Come on guys, this is all nonsence.
What is nonsense is when folks know a fact... which we all seem to agree that the fact is that the X-M switch determines the timing relationship between the flash initiation and the shutter "full open" position... and then imagine that they understand the mechanical way in which that is engineered.
There are a variety of mechanical ways, but all involve a detent - AKA delay - of some kind to get the M-flash initiation to occur 50 ms (nominally) before the shutter is fully open. There is a "mechanical slide mechanism" which is relies on the length of strip of metal to establish the timing; there is a clockwork detent mechanism, the Sychro-Compur being a classic example; there is a solenoid detent, like the Graflex system which uses movement time of a electromagnetic assembly to establish the delay timing
There are numerous patents throughout the 1960s and 1970s that used electrical circuits (timer circuits) to control the relationship between flash initiation and shutter opening.

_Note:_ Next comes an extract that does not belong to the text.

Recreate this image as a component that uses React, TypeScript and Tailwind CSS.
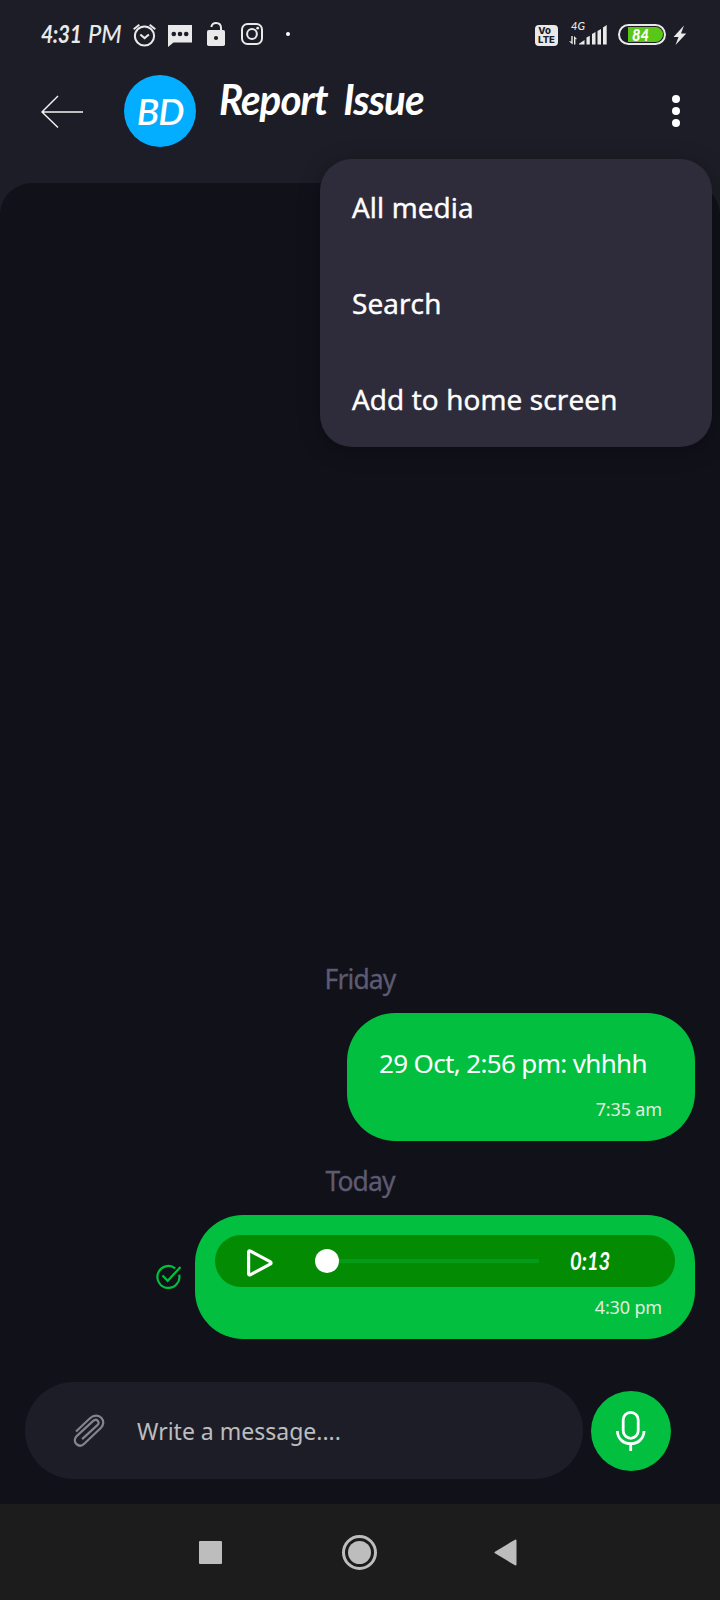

Many were simply electonic delay timers, but one I recently reviewed acutally computed changes in the overall shutter speed to compensate for flash bulb burn rate.
So it's not nonsense... it's ENGINEERING. Understanding how mechanisms are engineered trumps imagining how things work every time.
But we are only talking about milliseconds here... so lets not lose friendships over it.
[I won't even comment on your "fact jack".